Ia menjelaskan, laporan tersebut bersifat pemberitahuan terkait adanya dugaan permasalahan dalam pelayanan publik. Ombudsman, kata Dwi, akan memantau proses penyelesaian masalah tersebut.
“Tembusan sifatnya pemberitahuan adanya dugaan permasalahan pelayanan publik. Ombudsman akan memantau permasalahan pelayanan tersebut,” ujarnya.
Sebelumnya, Prof. Hamsu menyatakan keberatan atas keputusan Rektor Unram yang menjatuhkan sanksi etik kepadanya. Ia menilai keputusan itu sebagai upaya untuk menggagalkan dirinya jelang pemilihan anggota Senat Unram.

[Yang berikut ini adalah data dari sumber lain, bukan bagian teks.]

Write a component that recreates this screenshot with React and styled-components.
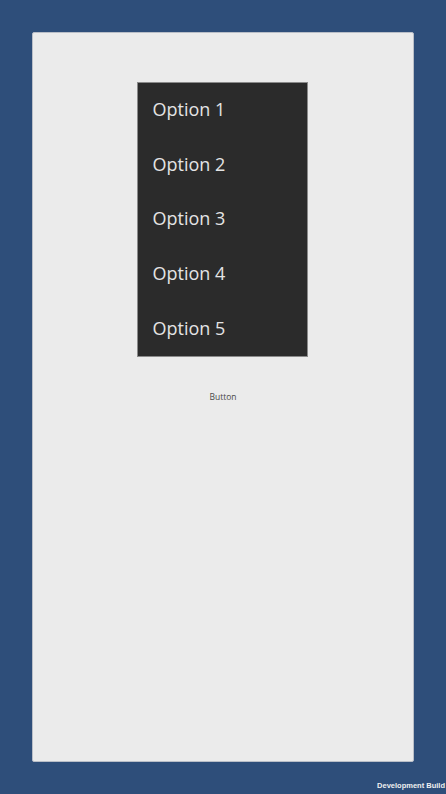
import styled, { createGlobalStyle } from "styled-components";

const Global = createGlobalStyle`
    html, body {
        margin: 0;
        padding: 0;
        background: #2e4e7a;
    }
`

const Screen = styled.div`
    width: 446px;
    height: 794px;
    box-sizing: border-box;
    padding: 32px 32px 0 32px;
    display: flex;
    flex-direction: column;
    font-family: "Open Sans", sans-serif;
`

const Panel = styled.div`
    height: 730px;
    background: #ebebeb;
    border: 1px solid #b9bec7;
    border-radius: 2px;
    box-sizing: border-box;
    display: flex;
    flex-direction: column;
    align-items: center;
    padding-top: 49px;
`

const Menu = styled.ul`
    list-style: none;
    margin: 0;
    padding: 0;
    width: 171px;
    box-sizing: border-box;
    background: #2b2b2b;
    border: 1px solid #8a8a8a;
    margin-left: -2px;
`

const Item = styled.li`
    height: 54.6px;
    display: flex;
    align-items: center;
    padding-left: 15px;
    padding-bottom: 2px;
    box-sizing: border-box;
    color: #e4e4e4;
    font-size: 18px;
`

const TextButton = styled.div`
    margin-top: 34px;
    font-family: "Open Sans", sans-serif;
    font-size: 8.5px;
    color: #4a4a4a;
`

const Footer = styled.div`
    display: flex;
    justify-content: flex-end;
    margin-right: -31px;
    margin-top: 19px;
    font-family: "Liberation Sans", sans-serif;
    font-weight: bold;
    font-size: 7.5px;
    color: #f0f0f0;
`

const options = ["Option 1", "Option 2", "Option 3", "Option 4", "Option 5"];

const App = () => {
    return (
        <>
            <Global />
            <Screen>
                <Panel>
                    <Menu>
                        {options.map(o => <Item key={o}>{o}</Item>)}
                    </Menu>
                    <TextButton>Button</TextButton>
                </Panel>
                <Footer>Development Build</Footer>
            </Screen>
        </>
    )
}

export default App;
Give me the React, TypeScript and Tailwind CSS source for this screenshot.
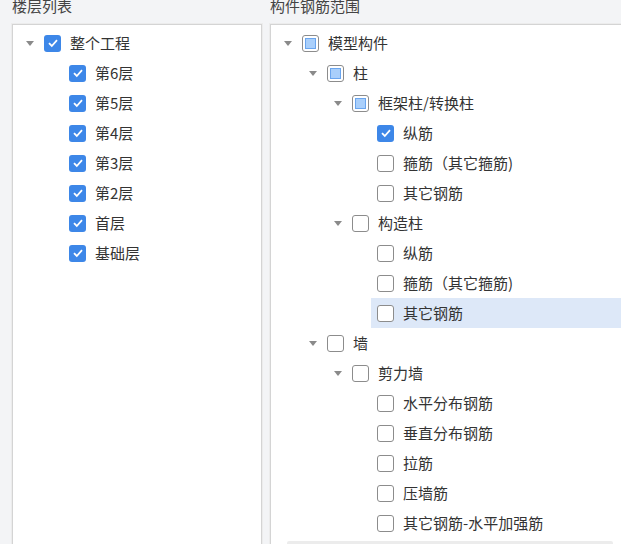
import React from 'react';

type State = 'checked' | 'partial' | 'none';

interface Node {
  label: string;
  level: number;
  state: State;
  expandable?: boolean;
  selected?: boolean;
}

const floors: Node[] = [
  { label: '整个工程', level: 0, state: 'checked', expandable: true },
  { label: '第6层', level: 1, state: 'checked' },
  { label: '第5层', level: 1, state: 'checked' },
  { label: '第4层', level: 1, state: 'checked' },
  { label: '第3层', level: 1, state: 'checked' },
  { label: '第2层', level: 1, state: 'checked' },
  { label: '首层', level: 1, state: 'checked' },
  { label: '基础层', level: 1, state: 'checked' },
];

const parts: Node[] = [
  { label: '模型构件', level: 0, state: 'partial', expandable: true },
  { label: '柱', level: 1, state: 'partial', expandable: true },
  { label: '框架柱/转换柱', level: 2, state: 'partial', expandable: true },
  { label: '纵筋', level: 3, state: 'checked' },
  { label: '箍筋（其它箍筋)', level: 3, state: 'none' },
  { label: '其它钢筋', level: 3, state: 'none' },
  { label: '构造柱', level: 2, state: 'none', expandable: true },
  { label: '纵筋', level: 3, state: 'none' },
  { label: '箍筋（其它箍筋)', level: 3, state: 'none' },
  { label: '其它钢筋', level: 3, state: 'none', selected: true },
  { label: '墙', level: 1, state: 'none', expandable: true },
  { label: '剪力墙', level: 2, state: 'none', expandable: true },
  { label: '水平分布钢筋', level: 3, state: 'none' },
  { label: '垂直分布钢筋', level: 3, state: 'none' },
  { label: '拉筋', level: 3, state: 'none' },
  { label: '压墙筋', level: 3, state: 'none' },
  { label: '其它钢筋-水平加强筋', level: 3, state: 'none' },
];

const indent = ['pl-[13px]', 'pl-[38px]', 'pl-[63px]', 'pl-[88px]'];

const Box = ({ state }: { state: State }) => {
  if (state === 'checked') {
    return (
      <span className="w-[17px] h-[17px] shrink-0 rounded-[3px] bg-[#3d87e8] flex items-center justify-center">
        <svg width="12" height="12" viewBox="0 0 12 12">
          <path d="M2 6.2 L4.8 9 L10 3.2" fill="none" stroke="#fff" strokeWidth="1.8" />
        </svg>
      </span>
    );
  }
  if (state === 'partial') {
    return (
      <span className="w-[17px] h-[17px] shrink-0 rounded-[3px] border border-[#8c8c8c] bg-white flex items-center justify-center">
        <span className="w-[11px] h-[11px] bg-[#a9cffb] border border-[#6aa5ee]" />
      </span>
    );
  }
  return <span className="w-[17px] h-[17px] shrink-0 rounded-[3px] border border-[#8c8c8c] bg-white" />;
};

const Row = ({ node }: { node: Node }) => (
  <div className={`h-[30px] flex items-center ${indent[node.level]}`}>
    <span className="w-[18px] shrink-0 flex justify-start">
      {node.expandable && (
        <svg width="8" height="5" viewBox="0 0 8 5">
          <path d="M0 0 L8 0 L4 5 Z" fill="#8a8a8a" />
        </svg>
      )}
    </span>
    <Box state={node.state} />
    <span className="ml-[9px] whitespace-nowrap">{node.label}</span>
  </div>
);

export default function App() {
  return (
    <div
      className="w-[621px] h-[544px] overflow-hidden bg-[#f3f4f6] text-[15px] text-[#333]"
      style={{ fontFamily: '"Noto Sans CJK SC", "Noto Sans", sans-serif' }}
    >
      <div className="flex gap-[8px] pl-[12px]">
        <div className="w-[250px] shrink-0">
          <div className="h-[30px] -mt-[6px] leading-[24px] text-[#444]">楼层列表</div>
          <div className="h-[540px] bg-white border border-[#d4d4d4] shadow-[0_0_0_1px_#ececec] pt-[3px]">
            {floors.map((n, i) => (
              <Row key={i} node={n} />
            ))}
          </div>
        </div>
        <div className="w-[370px] shrink-0">
          <div className="h-[30px] -mt-[6px] leading-[24px] text-[#444]">构件钢筋范围</div>
          <div className="h-[540px] bg-white border border-[#d4d4d4] shadow-[0_0_0_1px_#ececec] pt-[3px] relative">
            {parts.map((n, i) =>
              n.selected ? (
                <div key={i} className="pl-[100px]">
                  <div className="h-[30px] flex items-center bg-[#dde8f8] pl-[6px]">
                    <Box state={n.state} />
                    <span className="ml-[9px] whitespace-nowrap">{n.label}</span>
                  </div>
                </div>
              ) : (
                <Row key={i} node={n} />
              )
            )}
            <div className="absolute left-[16px] top-[516px] w-[326px] h-[6px] bg-[#ececec] rounded-[2px]" />
          </div>
        </div>
      </div>
    </div>
  );
}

Kuasa hukum Prof. Hamsu, Ainuddin, menjelaskan bahwa sanksi etik tersebut diberikan atas dugaan pelanggaran yang terjadi pada tahun 2021, saat kliennya masih menjabat sebagai Dekan FKIK. Ia menduga langkah itu dilakukan untuk menjegal kliennya sebagai calon anggota senat.
Menurut Ainudin, berdasarkan Peraturan Senat Nomor 1 Tahun 2025, setiap fakultas memiliki jatah lima kursi di senat dua di antaranya diperuntukkan bagi guru besar dan tiga lainnya untuk dosen non-guru besar.
“Prof. Hamsu merupakan satu-satunya guru besar di FKIK, sehingga secara otomatis diusulkan melalui keputusan dekan,” ujarnya.
Oleh karena itu, Prof. Hamsu seharusnya terpilih menjadi salah satu anggota senat FKIK, yang pengajuannya dilakukan melalui senat fakultas dan diajukan ke rektor untuk disetujui.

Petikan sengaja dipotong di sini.